### Work to do
Print the listing from its top line through the line containing "string; items: Item[]", nothing more, and leave out the pictures.

### Web page code records
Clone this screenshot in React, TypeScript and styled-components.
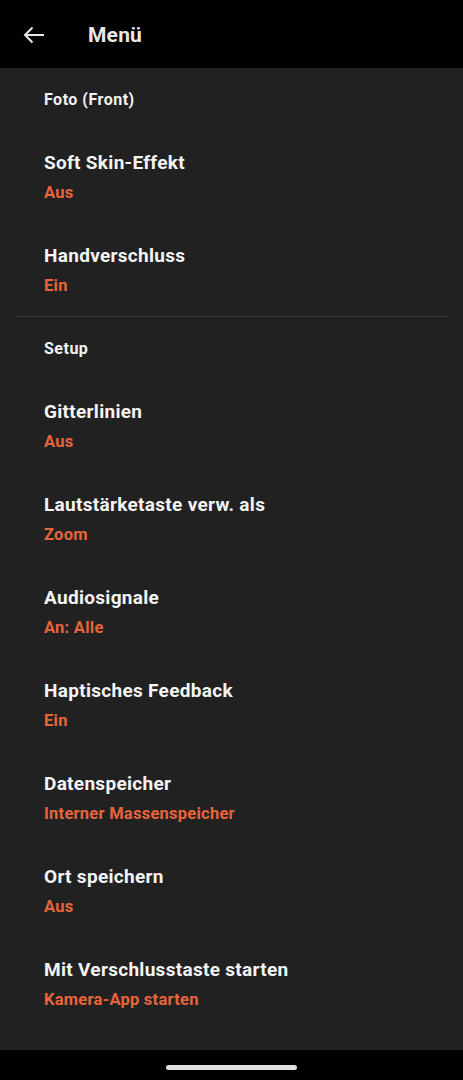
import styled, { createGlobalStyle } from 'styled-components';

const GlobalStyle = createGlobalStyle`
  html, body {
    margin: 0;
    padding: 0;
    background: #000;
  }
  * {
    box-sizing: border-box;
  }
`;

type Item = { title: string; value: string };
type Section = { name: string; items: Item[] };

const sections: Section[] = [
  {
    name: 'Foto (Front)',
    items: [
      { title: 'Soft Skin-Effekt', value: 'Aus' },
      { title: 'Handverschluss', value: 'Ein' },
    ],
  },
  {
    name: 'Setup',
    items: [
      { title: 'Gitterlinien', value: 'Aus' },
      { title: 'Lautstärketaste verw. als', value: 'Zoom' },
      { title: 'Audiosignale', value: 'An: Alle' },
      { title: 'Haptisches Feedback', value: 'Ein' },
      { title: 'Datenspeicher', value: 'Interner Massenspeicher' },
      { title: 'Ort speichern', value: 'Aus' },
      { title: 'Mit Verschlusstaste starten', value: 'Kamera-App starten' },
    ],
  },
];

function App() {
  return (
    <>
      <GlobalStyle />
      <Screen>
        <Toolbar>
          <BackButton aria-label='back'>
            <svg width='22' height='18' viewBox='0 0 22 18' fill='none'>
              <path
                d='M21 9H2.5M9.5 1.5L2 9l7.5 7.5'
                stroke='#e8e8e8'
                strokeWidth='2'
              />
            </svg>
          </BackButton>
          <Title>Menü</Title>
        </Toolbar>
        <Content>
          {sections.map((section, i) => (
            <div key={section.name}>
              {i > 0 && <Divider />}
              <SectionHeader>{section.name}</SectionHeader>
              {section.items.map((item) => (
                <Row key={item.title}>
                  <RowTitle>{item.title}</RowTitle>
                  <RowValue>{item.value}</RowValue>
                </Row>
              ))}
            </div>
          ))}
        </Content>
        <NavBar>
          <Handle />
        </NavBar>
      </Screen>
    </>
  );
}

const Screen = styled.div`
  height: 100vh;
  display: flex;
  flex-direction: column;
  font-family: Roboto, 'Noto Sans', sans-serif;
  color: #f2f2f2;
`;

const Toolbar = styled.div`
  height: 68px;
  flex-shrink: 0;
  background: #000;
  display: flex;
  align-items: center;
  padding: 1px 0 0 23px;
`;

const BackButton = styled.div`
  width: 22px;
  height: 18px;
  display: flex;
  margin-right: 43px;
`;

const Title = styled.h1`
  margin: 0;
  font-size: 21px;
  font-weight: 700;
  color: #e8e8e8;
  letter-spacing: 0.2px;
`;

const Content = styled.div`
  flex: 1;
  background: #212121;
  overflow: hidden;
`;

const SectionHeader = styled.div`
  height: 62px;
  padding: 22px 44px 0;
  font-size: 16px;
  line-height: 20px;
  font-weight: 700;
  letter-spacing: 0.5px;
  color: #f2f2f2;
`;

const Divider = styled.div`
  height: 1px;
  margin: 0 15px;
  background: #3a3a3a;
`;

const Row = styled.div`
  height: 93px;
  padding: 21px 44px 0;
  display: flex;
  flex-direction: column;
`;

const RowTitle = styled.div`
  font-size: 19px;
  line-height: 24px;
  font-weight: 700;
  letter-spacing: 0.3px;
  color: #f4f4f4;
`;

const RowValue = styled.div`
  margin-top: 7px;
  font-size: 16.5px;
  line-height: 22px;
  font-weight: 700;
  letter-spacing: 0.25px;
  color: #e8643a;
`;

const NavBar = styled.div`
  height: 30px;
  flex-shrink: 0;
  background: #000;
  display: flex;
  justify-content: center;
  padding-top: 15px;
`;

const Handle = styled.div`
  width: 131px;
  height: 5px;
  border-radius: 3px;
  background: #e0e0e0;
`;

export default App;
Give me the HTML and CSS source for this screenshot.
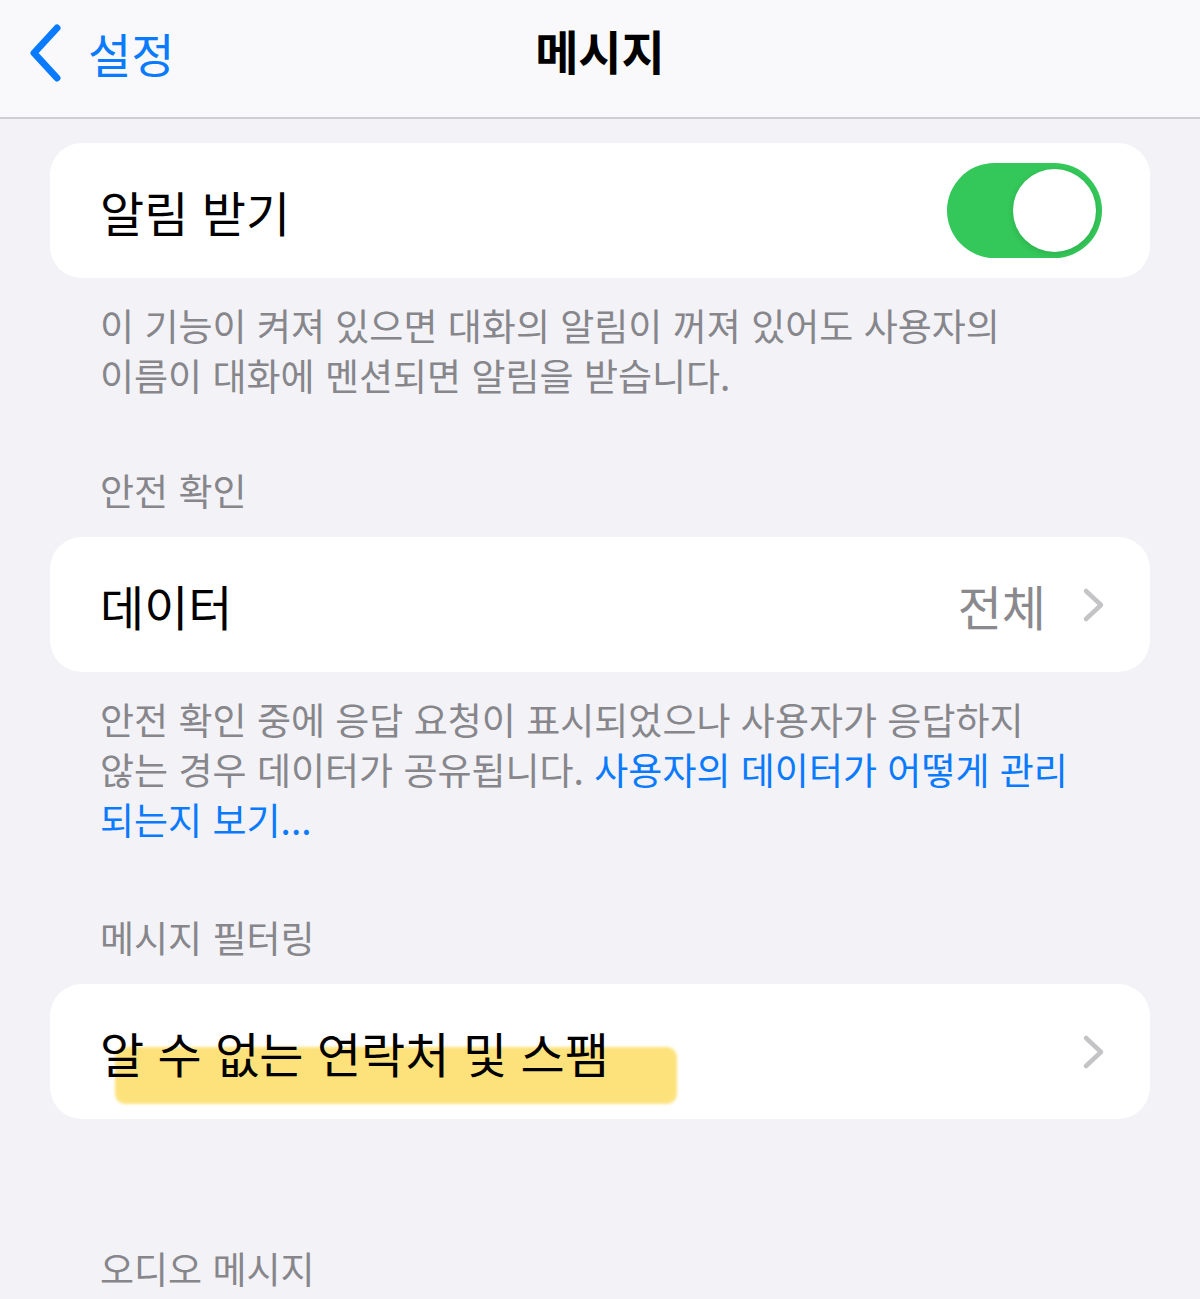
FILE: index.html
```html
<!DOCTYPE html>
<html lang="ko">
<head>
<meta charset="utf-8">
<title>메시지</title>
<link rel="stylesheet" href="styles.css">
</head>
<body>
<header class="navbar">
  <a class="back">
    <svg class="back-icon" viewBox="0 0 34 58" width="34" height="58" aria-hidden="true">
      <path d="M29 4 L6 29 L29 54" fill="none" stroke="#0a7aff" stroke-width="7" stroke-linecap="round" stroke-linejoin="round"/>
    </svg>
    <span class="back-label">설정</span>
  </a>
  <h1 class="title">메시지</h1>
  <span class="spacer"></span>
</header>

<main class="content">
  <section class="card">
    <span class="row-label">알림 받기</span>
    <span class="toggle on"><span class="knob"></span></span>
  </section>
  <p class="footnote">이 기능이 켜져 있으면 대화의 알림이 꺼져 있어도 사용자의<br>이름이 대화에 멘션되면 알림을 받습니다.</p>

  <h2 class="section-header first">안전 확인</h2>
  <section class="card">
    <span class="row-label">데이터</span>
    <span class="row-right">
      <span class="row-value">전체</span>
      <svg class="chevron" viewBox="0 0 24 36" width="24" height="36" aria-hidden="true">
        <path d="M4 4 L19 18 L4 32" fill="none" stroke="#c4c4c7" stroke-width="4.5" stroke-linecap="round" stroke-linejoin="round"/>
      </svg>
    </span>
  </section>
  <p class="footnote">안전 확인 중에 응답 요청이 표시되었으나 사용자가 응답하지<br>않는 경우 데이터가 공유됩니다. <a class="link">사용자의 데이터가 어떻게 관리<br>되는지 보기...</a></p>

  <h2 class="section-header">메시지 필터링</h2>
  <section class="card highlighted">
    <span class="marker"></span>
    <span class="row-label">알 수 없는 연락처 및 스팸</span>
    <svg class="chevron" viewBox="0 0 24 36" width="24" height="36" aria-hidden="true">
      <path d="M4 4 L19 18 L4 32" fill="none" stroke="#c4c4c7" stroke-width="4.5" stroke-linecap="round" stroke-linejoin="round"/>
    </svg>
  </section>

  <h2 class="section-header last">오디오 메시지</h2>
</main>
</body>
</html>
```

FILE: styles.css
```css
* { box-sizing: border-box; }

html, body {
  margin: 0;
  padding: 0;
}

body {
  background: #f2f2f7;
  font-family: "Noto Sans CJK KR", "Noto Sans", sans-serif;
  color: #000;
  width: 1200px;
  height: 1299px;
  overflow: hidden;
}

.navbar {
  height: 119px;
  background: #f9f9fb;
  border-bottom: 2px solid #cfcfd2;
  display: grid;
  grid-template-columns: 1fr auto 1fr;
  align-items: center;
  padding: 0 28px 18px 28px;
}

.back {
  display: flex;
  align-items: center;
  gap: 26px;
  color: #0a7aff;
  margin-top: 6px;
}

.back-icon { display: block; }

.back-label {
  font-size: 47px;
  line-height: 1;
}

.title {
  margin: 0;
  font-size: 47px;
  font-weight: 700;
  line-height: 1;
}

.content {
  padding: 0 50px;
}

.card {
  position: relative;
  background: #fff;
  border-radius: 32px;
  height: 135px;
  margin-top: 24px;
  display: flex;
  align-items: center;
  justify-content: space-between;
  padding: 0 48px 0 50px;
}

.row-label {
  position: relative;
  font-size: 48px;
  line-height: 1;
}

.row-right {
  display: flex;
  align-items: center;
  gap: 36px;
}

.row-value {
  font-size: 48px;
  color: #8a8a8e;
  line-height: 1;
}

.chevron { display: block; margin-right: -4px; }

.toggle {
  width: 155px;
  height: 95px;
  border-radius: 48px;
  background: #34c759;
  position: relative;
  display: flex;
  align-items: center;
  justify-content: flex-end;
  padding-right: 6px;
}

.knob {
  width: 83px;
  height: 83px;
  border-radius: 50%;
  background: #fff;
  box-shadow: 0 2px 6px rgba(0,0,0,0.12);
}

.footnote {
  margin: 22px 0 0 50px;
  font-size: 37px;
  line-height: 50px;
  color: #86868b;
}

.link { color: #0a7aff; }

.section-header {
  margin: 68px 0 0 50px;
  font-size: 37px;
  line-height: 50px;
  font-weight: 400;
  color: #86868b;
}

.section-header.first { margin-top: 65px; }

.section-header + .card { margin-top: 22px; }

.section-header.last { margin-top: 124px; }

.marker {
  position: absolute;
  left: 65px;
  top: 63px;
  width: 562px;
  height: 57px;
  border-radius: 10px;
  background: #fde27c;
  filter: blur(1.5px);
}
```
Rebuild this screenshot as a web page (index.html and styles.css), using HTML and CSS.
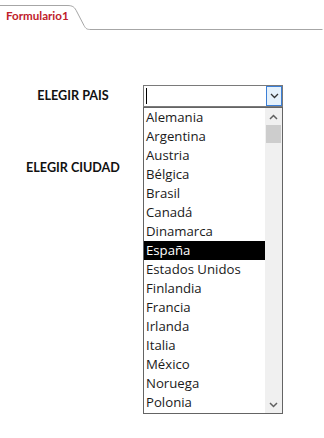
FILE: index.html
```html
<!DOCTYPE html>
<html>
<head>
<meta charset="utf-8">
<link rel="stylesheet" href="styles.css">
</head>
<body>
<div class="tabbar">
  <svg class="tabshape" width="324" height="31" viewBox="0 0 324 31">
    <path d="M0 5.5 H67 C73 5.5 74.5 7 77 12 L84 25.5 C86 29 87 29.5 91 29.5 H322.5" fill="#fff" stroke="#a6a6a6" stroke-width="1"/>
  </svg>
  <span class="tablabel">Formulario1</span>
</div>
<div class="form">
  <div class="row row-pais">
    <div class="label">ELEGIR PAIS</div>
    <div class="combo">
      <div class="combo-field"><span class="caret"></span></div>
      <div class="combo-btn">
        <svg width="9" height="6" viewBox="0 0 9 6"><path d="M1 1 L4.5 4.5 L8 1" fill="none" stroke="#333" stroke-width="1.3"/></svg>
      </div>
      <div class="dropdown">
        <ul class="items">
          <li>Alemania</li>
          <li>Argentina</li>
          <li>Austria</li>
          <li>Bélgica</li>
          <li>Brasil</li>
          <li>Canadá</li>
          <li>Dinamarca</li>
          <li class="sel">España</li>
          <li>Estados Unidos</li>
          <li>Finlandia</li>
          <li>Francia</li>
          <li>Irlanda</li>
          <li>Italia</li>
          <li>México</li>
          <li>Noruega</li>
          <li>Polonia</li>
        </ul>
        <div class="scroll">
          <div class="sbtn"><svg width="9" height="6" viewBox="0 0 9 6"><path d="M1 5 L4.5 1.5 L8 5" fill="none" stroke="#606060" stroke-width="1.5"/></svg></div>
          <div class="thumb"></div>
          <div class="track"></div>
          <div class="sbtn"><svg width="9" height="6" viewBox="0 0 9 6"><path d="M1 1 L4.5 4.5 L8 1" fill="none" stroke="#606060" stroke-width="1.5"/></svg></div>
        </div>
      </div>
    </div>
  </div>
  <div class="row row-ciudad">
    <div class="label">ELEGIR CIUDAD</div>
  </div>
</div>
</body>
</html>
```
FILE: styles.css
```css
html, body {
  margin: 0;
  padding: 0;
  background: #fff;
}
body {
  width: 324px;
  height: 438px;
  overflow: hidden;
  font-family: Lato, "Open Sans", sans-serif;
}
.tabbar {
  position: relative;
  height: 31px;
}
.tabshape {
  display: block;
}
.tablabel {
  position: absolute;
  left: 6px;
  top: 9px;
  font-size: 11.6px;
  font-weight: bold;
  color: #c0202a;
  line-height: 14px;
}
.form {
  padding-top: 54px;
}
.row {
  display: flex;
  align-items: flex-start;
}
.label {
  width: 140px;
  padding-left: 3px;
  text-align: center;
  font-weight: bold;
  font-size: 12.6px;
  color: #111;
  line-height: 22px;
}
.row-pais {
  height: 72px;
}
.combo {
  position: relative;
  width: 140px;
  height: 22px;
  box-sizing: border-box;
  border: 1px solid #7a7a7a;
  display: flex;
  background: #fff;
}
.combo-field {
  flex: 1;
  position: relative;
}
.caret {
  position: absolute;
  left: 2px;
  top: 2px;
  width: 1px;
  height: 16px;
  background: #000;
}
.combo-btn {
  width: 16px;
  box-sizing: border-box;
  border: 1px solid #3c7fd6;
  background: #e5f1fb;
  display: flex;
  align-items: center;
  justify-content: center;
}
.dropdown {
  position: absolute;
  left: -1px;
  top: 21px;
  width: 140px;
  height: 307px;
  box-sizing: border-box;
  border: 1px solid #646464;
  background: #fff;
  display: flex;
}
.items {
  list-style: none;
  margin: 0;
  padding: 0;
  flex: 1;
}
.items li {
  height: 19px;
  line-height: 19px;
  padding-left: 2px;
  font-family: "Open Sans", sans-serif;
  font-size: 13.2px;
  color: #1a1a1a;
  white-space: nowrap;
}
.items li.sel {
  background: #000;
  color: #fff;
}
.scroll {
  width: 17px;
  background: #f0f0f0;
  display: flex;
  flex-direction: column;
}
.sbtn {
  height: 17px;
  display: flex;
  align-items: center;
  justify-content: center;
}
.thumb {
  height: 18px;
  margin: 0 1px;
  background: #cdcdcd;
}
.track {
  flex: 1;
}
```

### Answer to this task
Clone this screenshot in React, TypeScript and styled-components.
import styled, { createGlobalStyle } from 'styled-components';

const GlobalStyle = createGlobalStyle`
  html, body {
    margin: 0;
    padding: 0;
    background: #000;
  }
  * {
    box-sizing: border-box;
  }
`;

type Item = { title: string; value: string };
type Section = { name: string; items: Item[] };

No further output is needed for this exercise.